#### MATERIAL SUPPLIED ####

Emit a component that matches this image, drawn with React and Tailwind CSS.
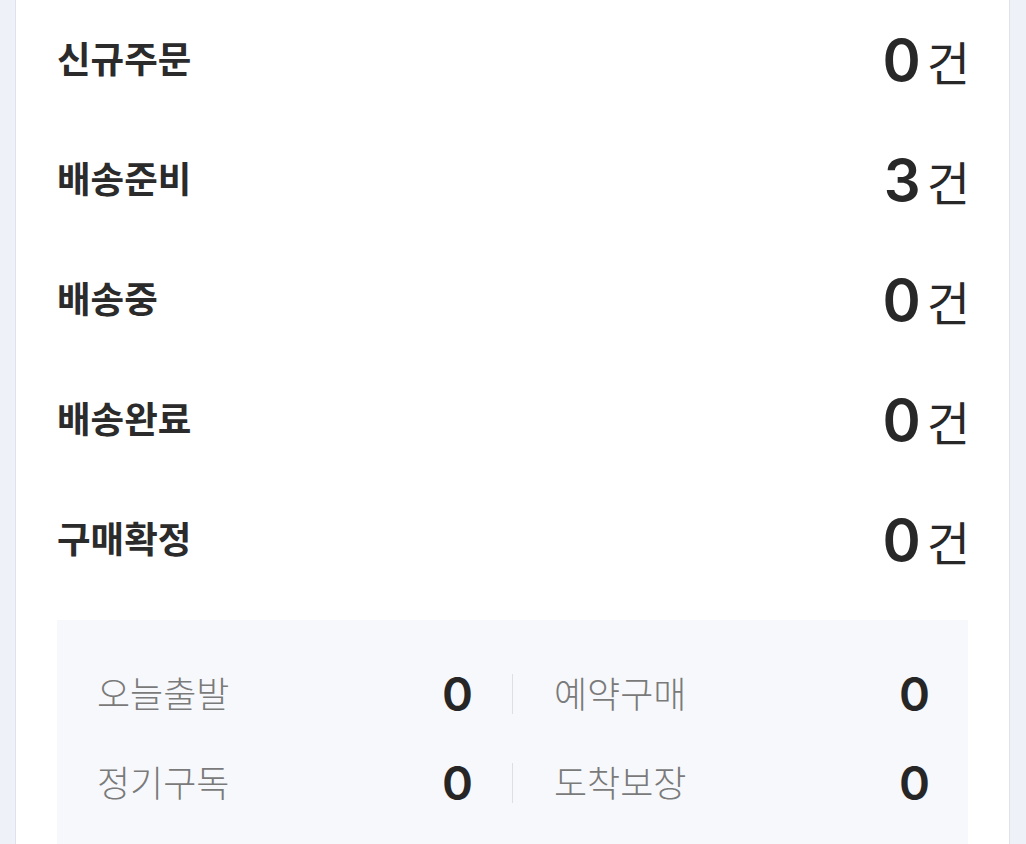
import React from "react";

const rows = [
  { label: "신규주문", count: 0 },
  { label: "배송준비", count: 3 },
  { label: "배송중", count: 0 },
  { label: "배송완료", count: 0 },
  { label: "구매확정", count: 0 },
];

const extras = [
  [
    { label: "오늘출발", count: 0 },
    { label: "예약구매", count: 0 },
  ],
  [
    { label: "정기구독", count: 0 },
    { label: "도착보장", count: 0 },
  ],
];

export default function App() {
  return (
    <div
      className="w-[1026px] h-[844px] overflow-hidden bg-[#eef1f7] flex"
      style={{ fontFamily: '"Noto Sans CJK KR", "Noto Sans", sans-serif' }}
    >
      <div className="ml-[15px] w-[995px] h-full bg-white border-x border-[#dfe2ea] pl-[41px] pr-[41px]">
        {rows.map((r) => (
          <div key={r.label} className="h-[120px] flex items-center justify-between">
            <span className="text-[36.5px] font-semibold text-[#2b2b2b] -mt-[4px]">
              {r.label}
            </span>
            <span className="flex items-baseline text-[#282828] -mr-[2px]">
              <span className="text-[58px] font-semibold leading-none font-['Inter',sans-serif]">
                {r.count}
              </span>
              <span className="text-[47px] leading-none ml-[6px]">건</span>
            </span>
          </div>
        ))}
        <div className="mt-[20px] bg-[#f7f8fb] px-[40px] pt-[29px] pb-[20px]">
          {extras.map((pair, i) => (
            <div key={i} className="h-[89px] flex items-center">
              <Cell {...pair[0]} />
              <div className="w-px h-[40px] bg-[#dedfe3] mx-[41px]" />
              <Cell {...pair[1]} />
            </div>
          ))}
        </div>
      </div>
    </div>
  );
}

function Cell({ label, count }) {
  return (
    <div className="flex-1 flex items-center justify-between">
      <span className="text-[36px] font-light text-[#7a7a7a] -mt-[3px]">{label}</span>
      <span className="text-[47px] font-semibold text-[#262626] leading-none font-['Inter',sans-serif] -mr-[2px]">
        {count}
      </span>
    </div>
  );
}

####
#### MATERIAL SUPPLIED ####

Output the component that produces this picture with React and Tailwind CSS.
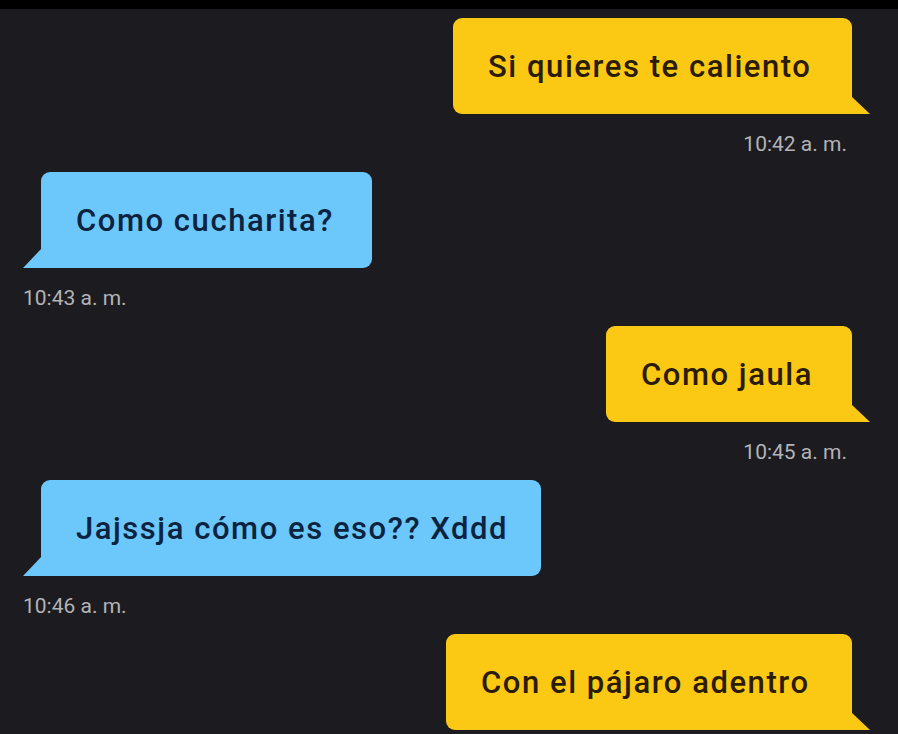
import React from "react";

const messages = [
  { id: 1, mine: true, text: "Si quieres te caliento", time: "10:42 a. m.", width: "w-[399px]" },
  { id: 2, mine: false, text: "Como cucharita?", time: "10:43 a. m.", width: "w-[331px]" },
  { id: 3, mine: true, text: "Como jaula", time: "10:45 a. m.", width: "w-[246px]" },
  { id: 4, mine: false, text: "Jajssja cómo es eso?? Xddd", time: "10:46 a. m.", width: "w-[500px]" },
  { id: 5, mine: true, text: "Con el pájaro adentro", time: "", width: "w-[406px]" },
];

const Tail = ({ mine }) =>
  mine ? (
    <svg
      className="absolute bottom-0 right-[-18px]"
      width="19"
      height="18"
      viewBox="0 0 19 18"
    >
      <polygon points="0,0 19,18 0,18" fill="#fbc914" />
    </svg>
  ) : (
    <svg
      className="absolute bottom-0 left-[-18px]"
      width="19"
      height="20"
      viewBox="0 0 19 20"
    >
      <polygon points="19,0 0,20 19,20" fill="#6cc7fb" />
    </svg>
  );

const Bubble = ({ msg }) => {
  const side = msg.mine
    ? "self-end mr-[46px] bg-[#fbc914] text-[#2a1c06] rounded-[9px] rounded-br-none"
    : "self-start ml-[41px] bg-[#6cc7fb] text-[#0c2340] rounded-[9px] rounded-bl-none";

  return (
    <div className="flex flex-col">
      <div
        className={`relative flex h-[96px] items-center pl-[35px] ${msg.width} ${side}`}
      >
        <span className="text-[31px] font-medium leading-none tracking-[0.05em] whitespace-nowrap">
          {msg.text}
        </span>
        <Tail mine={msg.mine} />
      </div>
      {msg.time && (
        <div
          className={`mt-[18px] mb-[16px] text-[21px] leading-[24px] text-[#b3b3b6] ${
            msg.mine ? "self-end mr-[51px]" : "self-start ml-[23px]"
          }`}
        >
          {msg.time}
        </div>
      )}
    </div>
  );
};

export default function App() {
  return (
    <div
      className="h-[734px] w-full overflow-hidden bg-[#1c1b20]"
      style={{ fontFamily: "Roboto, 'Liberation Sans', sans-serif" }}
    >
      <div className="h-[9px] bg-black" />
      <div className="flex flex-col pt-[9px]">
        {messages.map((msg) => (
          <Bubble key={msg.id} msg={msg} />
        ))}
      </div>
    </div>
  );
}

####

STATED TASK: Select every line in the material above where the string "with" occurs, and copy it.

EXERCISE RESPONSE:
Emit a component that matches this image, drawn with React and Tailwind CSS.
Output the component that produces this picture with React and Tailwind CSS.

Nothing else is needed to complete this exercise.